WHAT THE EXERCISE ASKS: Repeat every line exactly, keeping the pictures out of the copy.

SUPPLIED DATA:
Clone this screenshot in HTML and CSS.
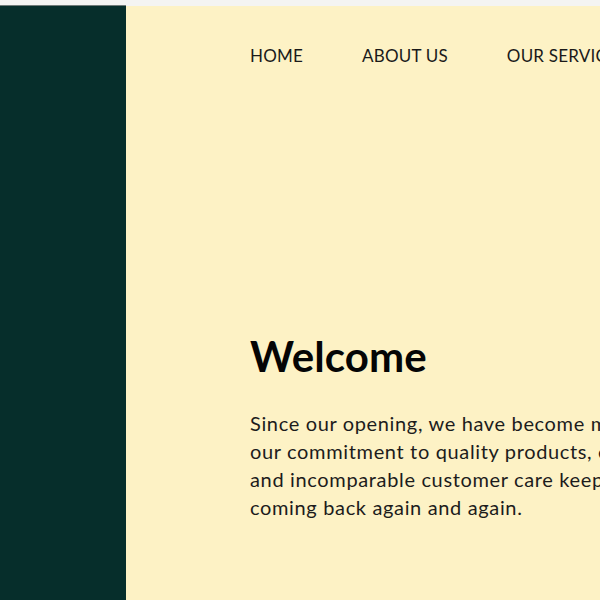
FILE: index.html
```html
<!DOCTYPE html>
<html>
<head>
<meta charset="utf-8">
<link rel="stylesheet" href="styles.css">
</head>
<body>
<div class="topbar"></div>
<div class="layout">
  <aside class="sidebar"></aside>
  <main class="main">
    <nav class="nav">
      <a class="nav-item">HOME</a>
      <a class="nav-item">ABOUT US</a>
      <a class="nav-item">OUR SERVICES</a>
      <a class="nav-item">CONTACT</a>
    </nav>
    <section class="hero">
      <h1 class="title">Welcome</h1>
      <p class="text">
        <span class="line">Since our opening, we have become many locals' favorite spot,</span>
        <span class="line">our commitment to quality products, excellent service</span>
        <span class="line">and incomparable customer care keeps our customers</span>
        <span class="line">coming back again and again.</span>
      </p>
    </section>
  </main>
</div>
</body>
</html>
```
FILE: styles.css
```css
html, body {
  margin: 0;
  padding: 0;
  overflow: hidden;
  width: 600px;
  height: 600px;
}
body {
  background: #fdf2c5;
  font-family: Lato, "Noto Sans", sans-serif;
  color: #111;
}
.topbar {
  height: 6px;
  background: #f4f4f2;
}
.layout {
  display: flex;
  height: 594px;
}
.sidebar {
  flex: 0 0 126px;
  background: #062e2b;
  border-top: 1px solid #6f7a78;
  margin-top: -1px;
}
.main {
  flex: 1 0 auto;
  padding-left: 124px;
  padding-top: 39px;
  white-space: nowrap;
}
.nav {
  display: flex;
  gap: 59px;
  font-size: 17px;
  line-height: 22px;
  color: #1a1a1a;
}
.nav-item {
  letter-spacing: 0.2px;
}
.hero {
  padding-top: 265px;
}
.title {
  margin: 0;
  font-size: 42px;
  line-height: 48px;
  font-weight: 700;
  color: #050505;
  letter-spacing: 0.1px;
}
.text {
  margin: 29px 0 0;
  font-size: 20px;
  line-height: 28px;
  color: #1c1c1c;
  letter-spacing: 0.65px;
}
.line {
  display: block;
}
```
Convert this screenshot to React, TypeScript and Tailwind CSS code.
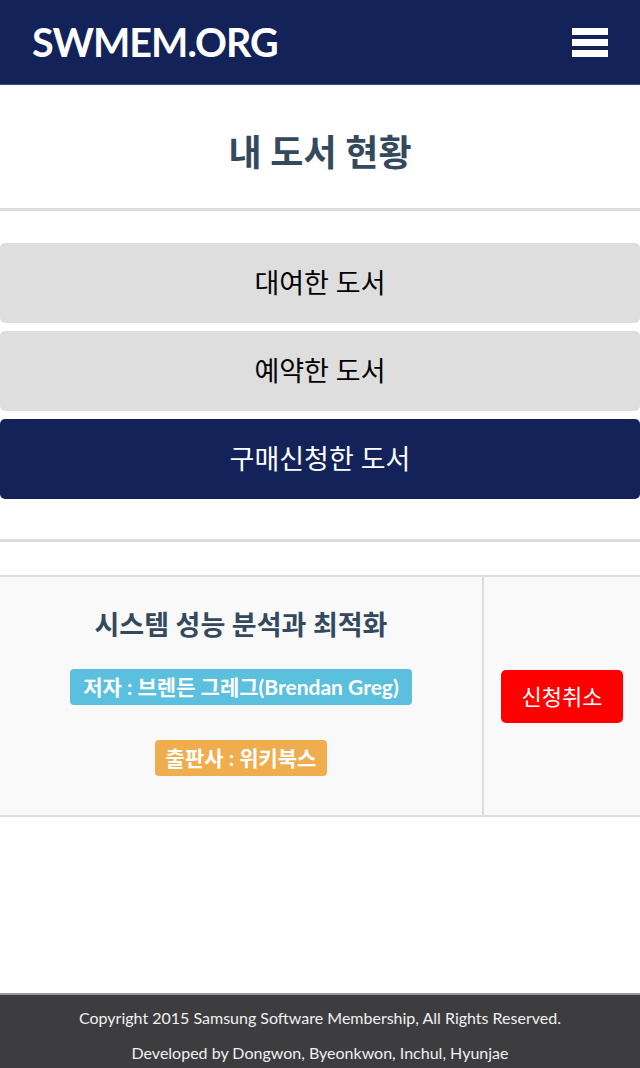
export default function App() {
  const tabs = [
    { label: '대여한 도서', active: false },
    { label: '예약한 도서', active: false },
    { label: '구매신청한 도서', active: true },
  ]

  return (
    <div
      className="min-h-screen flex flex-col bg-white"
      style={{ fontFamily: 'Lato, "Noto Sans CJK KR", sans-serif' }}
    >
      {/* Header */}
      <header className="h-[85px] bg-[#13235a] border-b border-[#3a4a7a] flex items-center justify-between pl-8 pr-8">
        <span className="text-white font-bold text-[39.5px] leading-none tracking-tight">SWMEM.ORG</span>
        <button className="flex flex-col gap-[4px]">
          <span className="block w-[36px] h-[7px] bg-white" />
          <span className="block w-[36px] h-[7px] bg-white" />
          <span className="block w-[36px] h-[7px] bg-white" />
        </button>
      </header>

      <main className="flex-1">
        {/* Page title */}
        <div className="h-[126px] flex items-center justify-center pt-[10px] border-b-[3px] border-[#dddddd]">
          <h1 className="text-[36px] font-bold text-[#34495e]">내 도서 현황</h1>
        </div>

        {/* Tabs */}
        <div className="pt-[32px] pb-[40px] flex flex-col gap-[8px] border-b-[3px] border-[#dddddd]">
          {tabs.map((tab) => (
            <button
              key={tab.label}
              className={`h-[80px] w-full rounded-[5px] text-[27px] flex items-center justify-center ${
                tab.active ? 'bg-[#13235a] text-white' : 'bg-[#dedede] text-black'
              }`}
            >
              {tab.label}
            </button>
          ))}
        </div>

        {/* Book table */}
        <div className="mt-[33px] border-y-2 border-[#dddddd] bg-[#f9f9f9] flex h-[242px]">
          <div className="w-[484px] border-r-2 border-[#dddddd] flex flex-col items-center pt-[30px]">
            <h2 className="text-[27px] font-bold text-[#34495e] leading-[36px]">시스템 성능 분석과 최적화</h2>
            <span className="mt-[26px] h-[36px] px-[13px] rounded-[4px] bg-[#5bc0de] text-white font-bold text-[21px] flex items-center">
              저자 : 브렌든 그레그(Brendan Greg)
            </span>
            <span className="mt-[35px] h-[36px] px-[11px] rounded-[4px] bg-[#f0ad4e] text-white font-bold text-[21px] flex items-center">
              출판사 : 위키북스
            </span>
          </div>
          <div className="flex-1 flex items-center justify-center">
            <button className="w-[122px] h-[53px] rounded-[5px] bg-[#ff0000] text-white text-[22px]">신청취소</button>
          </div>
        </div>
      </main>

      {/* Footer */}
      <footer className="h-[75px] bg-[#3d3d3f] border-t-2 border-[#9a9a9a] flex flex-col items-center justify-center gap-[13px] pt-[7px] text-[#f0f0f0] text-[16px] leading-[22px]">
        <p>Copyright 2015 Samsung Software Membership, All Rights Reserved.</p>
        <p>Developed by Dongwon, Byeonkwon, Inchul, Hyunjae</p>
      </footer>
    </div>
  )
}
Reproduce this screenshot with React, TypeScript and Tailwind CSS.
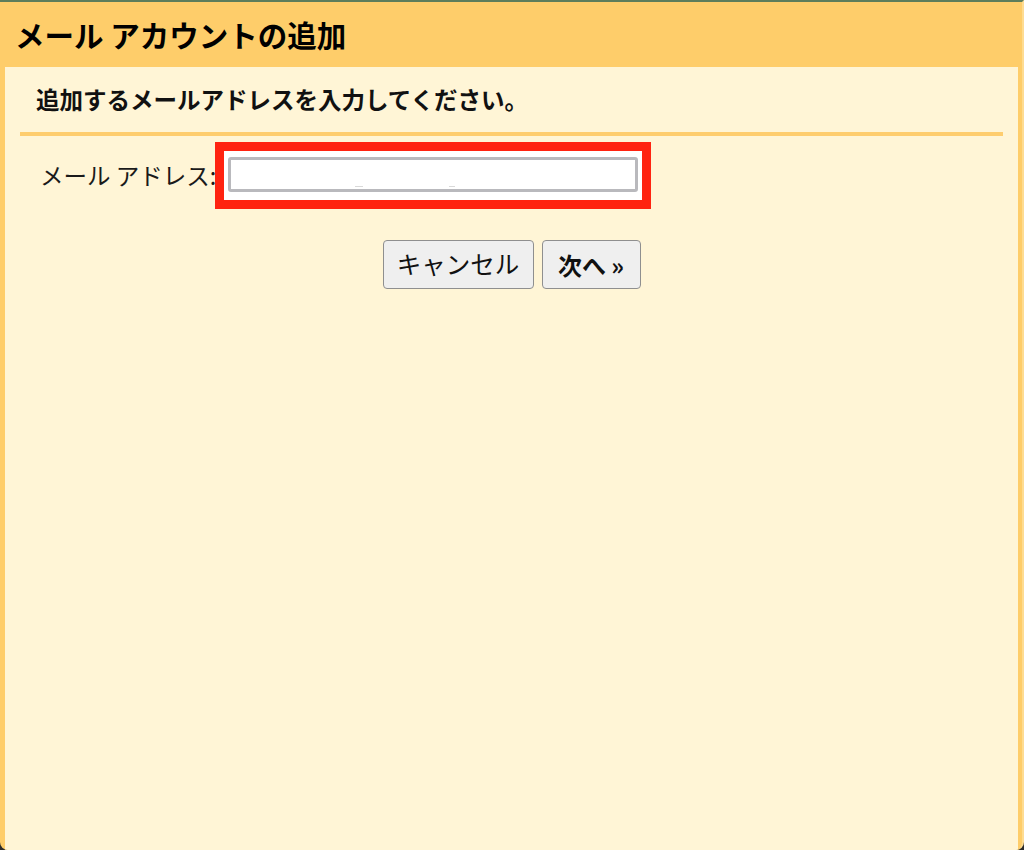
import React from "react";

export default function App() {
  const font = { fontFamily: '"Noto Sans CJK JP", "Noto Sans", sans-serif' };
  return (
    <div className="w-[1024px] h-[850px] bg-[#2b2b2b]" style={font}>
      <div className="h-full flex flex-col bg-[#fecd6a] border-t-2 border-t-[#5d7d5b] border-r-2 border-r-[#fedc92] rounded-b-[8px] overflow-hidden pl-[5px] pr-[4px]">
        <div className="h-[65px] shrink-0 flex items-center pl-[10px] pt-[1px]">
          <h1 className="text-[29.5px] font-bold text-black leading-none">メール アカウントの追加</h1>
        </div>
        <div className="flex-1 bg-[#fff5d6] px-[15px] flex flex-col">
          <div className="h-[65px] flex items-center pl-[16px]">
            <p className="text-[23.5px] font-bold text-[#111] leading-none">追加するメールアドレスを入力してください。</p>
          </div>
          <div className="h-[4px] bg-[#fecd6e]" />
          <div className="flex items-center pl-[20px] mt-[6px]">
            <div className="w-[175px] shrink-0 whitespace-nowrap text-[23.5px] text-[#1a1a1a] leading-none pt-[1px]">
              メール アドレス:
            </div>
            <div className="w-[436px] h-[67px] border-[9px] border-[#ff2310] bg-white px-[4px] pt-[6px]">
              <div className="relative h-[35px] rounded-[3px] border-[3px] border-[#b9b9bd] bg-white">
                <span className="absolute left-[124px] bottom-[2px] h-[1px] w-[8px] bg-[#d9d9d9]" />
                <span className="absolute left-[218px] bottom-[2px] h-[1px] w-[6px] bg-[#d9d9d9]" />
              </div>
            </div>
          </div>
          <div className="flex justify-center gap-[8px] mt-[31px]">
            <button className="w-[151px] h-[49px] rounded-[4px] border border-[#8f8f8f] bg-[#efefef] text-[24.5px] text-[#111] leading-none">
              キャンセル
            </button>
            <button className="w-[99px] h-[49px] rounded-[4px] border border-[#8f8f8f] bg-[#efefef] text-[24px] font-bold text-[#111] leading-none">
              次へ »
            </button>
          </div>
        </div>
      </div>
    </div>
  );
}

ANSWER:
Clone this screenshot in HTML and CSS.
FILE: index.html
```html
<!DOCTYPE html>
<html>
<head>
<meta charset="utf-8">
<link rel="stylesheet" href="styles.css">
</head>
<body>
<div class="topbar"></div>
<div class="layout">
  <aside class="sidebar"></aside>
  <main class="main">
    <nav class="nav">
      <a class="nav-item">HOME</a>
      <a class="nav-item">ABOUT US</a>
      <a class="nav-item">OUR SERVICES</a>
      <a class="nav-item">CONTACT</a>
    </nav>
    <section class="hero">
      <h1 class="title">Welcome</h1>
      <p class="text">
        <span class="line">Since our opening, we have become many locals' favorite spot,</span>
        <span class="line">our commitment to quality products, excellent service</span>
        <span class="line">and incomparable customer care keeps our customers</span>
        <span class="line">coming back again and again.</span>
      </p>
    </section>
  </main>
</div>
</body>
</html>
```
FILE: styles.css
```css
html, body {
  margin: 0;
  padding: 0;
  overflow: hidden;
  width: 600px;
  height: 600px;
}
body {
  background: #fdf2c5;
  font-family: Lato, "Noto Sans", sans-serif;
  color: #111;
}
.topbar {
  height: 6px;
  background: #f4f4f2;
}
.layout {
  display: flex;
  height: 594px;
}
.sidebar {
  flex: 0 0 126px;
  background: #062e2b;
  border-top: 1px solid #6f7a78;
  margin-top: -1px;
}
.main {
  flex: 1 0 auto;
  padding-left: 124px;
  padding-top: 39px;
  white-space: nowrap;
}
.nav {
  display: flex;
  gap: 59px;
  font-size: 17px;
  line-height: 22px;
  color: #1a1a1a;
}
.nav-item {
  letter-spacing: 0.2px;
}
.hero {
  padding-top: 265px;
}
.title {
  margin: 0;
  font-size: 42px;
  line-height: 48px;
  font-weight: 700;
  color: #050505;
  letter-spacing: 0.1px;
}
.text {
  margin: 29px 0 0;
  font-size: 20px;
  line-height: 28px;
  color: #1c1c1c;
  letter-spacing: 0.65px;
}
.line {
  display: block;
}
```
Convert this screenshot to React, TypeScript and Tailwind CSS code.
export default function App() {
  const tabs = [
    { label: '대여한 도서', active: false },
    { label: '예약한 도서', active: false },
    { label: '구매신청한 도서', active: true },
  ]

  return (
    <div
      className="min-h-screen flex flex-col bg-white"
      style={{ fontFamily: 'Lato, "Noto Sans CJK KR", sans-serif' }}
    >
      {/* Header */}
      <header className="h-[85px] bg-[#13235a] border-b border-[#3a4a7a] flex items-center justify-between pl-8 pr-8">
        <span className="text-white font-bold text-[39.5px] leading-none tracking-tight">SWMEM.ORG</span>
        <button className="flex flex-col gap-[4px]">
          <span className="block w-[36px] h-[7px] bg-white" />
          <span className="block w-[36px] h-[7px] bg-white" />
          <span className="block w-[36px] h-[7px] bg-white" />
        </button>
      </header>

      <main className="flex-1">
        {/* Page title */}
        <div className="h-[126px] flex items-center justify-center pt-[10px] border-b-[3px] border-[#dddddd]">
          <h1 className="text-[36px] font-bold text-[#34495e]">내 도서 현황</h1>
        </div>

        {/* Tabs */}
        <div className="pt-[32px] pb-[40px] flex flex-col gap-[8px] border-b-[3px] border-[#dddddd]">
          {tabs.map((tab) => (
            <button
              key={tab.label}
              className={`h-[80px] w-full rounded-[5px] text-[27px] flex items-center justify-center ${
                tab.active ? 'bg-[#13235a] text-white' : 'bg-[#dedede] text-black'
              }`}
            >
              {tab.label}
            </button>
          ))}
        </div>

        {/* Book table */}
        <div className="mt-[33px] border-y-2 border-[#dddddd] bg-[#f9f9f9] flex h-[242px]">
          <div className="w-[484px] border-r-2 border-[#dddddd] flex flex-col items-center pt-[30px]">
            <h2 className="text-[27px] font-bold text-[#34495e] leading-[36px]">시스템 성능 분석과 최적화</h2>
            <span className="mt-[26px] h-[36px] px-[13px] rounded-[4px] bg-[#5bc0de] text-white font-bold text-[21px] flex items-center">
              저자 : 브렌든 그레그(Brendan Greg)
            </span>
            <span className="mt-[35px] h-[36px] px-[11px] rounded-[4px] bg-[#f0ad4e] text-white font-bold text-[21px] flex items-center">
              출판사 : 위키북스
            </span>
          </div>
          <div className="flex-1 flex items-center justify-center">
            <button className="w-[122px] h-[53px] rounded-[5px] bg-[#ff0000] text-white text-[22px]">신청취소</button>
          </div>
        </div>
      </main>

      {/* Footer */}
      <footer className="h-[75px] bg-[#3d3d3f] border-t-2 border-[#9a9a9a] flex flex-col items-center justify-center gap-[13px] pt-[7px] text-[#f0f0f0] text-[16px] leading-[22px]">
        <p>Copyright 2015 Samsung Software Membership, All Rights Reserved.</p>
        <p>Developed by Dongwon, Byeonkwon, Inchul, Hyunjae</p>
      </footer>
    </div>
  )
}
Reproduce this screenshot with React, TypeScript and Tailwind CSS.
import React from "react";

export default function App() {
  const font = { fontFamily: '"Noto Sans CJK JP", "Noto Sans", sans-serif' };
  return (
    <div className="w-[1024px] h-[850px] bg-[#2b2b2b]" style={font}>
      <div className="h-full flex flex-col bg-[#fecd6a] border-t-2 border-t-[#5d7d5b] border-r-2 border-r-[#fedc92] rounded-b-[8px] overflow-hidden pl-[5px] pr-[4px]">
        <div className="h-[65px] shrink-0 flex items-center pl-[10px] pt-[1px]">
          <h1 className="text-[29.5px] font-bold text-black leading-none">メール アカウントの追加</h1>
        </div>
        <div className="flex-1 bg-[#fff5d6] px-[15px] flex flex-col">
          <div className="h-[65px] flex items-center pl-[16px]">
            <p className="text-[23.5px] font-bold text-[#111] leading-none">追加するメールアドレスを入力してください。</p>
          </div>
          <div className="h-[4px] bg-[#fecd6e]" />
          <div className="flex items-center pl-[20px] mt-[6px]">
            <div className="w-[175px] shrink-0 whitespace-nowrap text-[23.5px] text-[#1a1a1a] leading-none pt-[1px]">
              メール アドレス:
            </div>
            <div className="w-[436px] h-[67px] border-[9px] border-[#ff2310] bg-white px-[4px] pt-[6px]">
              <div className="relative h-[35px] rounded-[3px] border-[3px] border-[#b9b9bd] bg-white">
                <span className="absolute left-[124px] bottom-[2px] h-[1px] w-[8px] bg-[#d9d9d9]" />
                <span className="absolute left-[218px] bottom-[2px] h-[1px] w-[6px] bg-[#d9d9d9]" />
              </div>
            </div>
          </div>
          <div className="flex justify-center gap-[8px] mt-[31px]">
            <button className="w-[151px] h-[49px] rounded-[4px] border border-[#8f8f8f] bg-[#efefef] text-[24.5px] text-[#111] leading-none">
              キャンセル
            </button>
            <button className="w-[99px] h-[49px] rounded-[4px] border border-[#8f8f8f] bg-[#efefef] text-[24px] font-bold text-[#111] leading-none">
              次へ »
            </button>
          </div>
        </div>
      </div>
    </div>
  );
}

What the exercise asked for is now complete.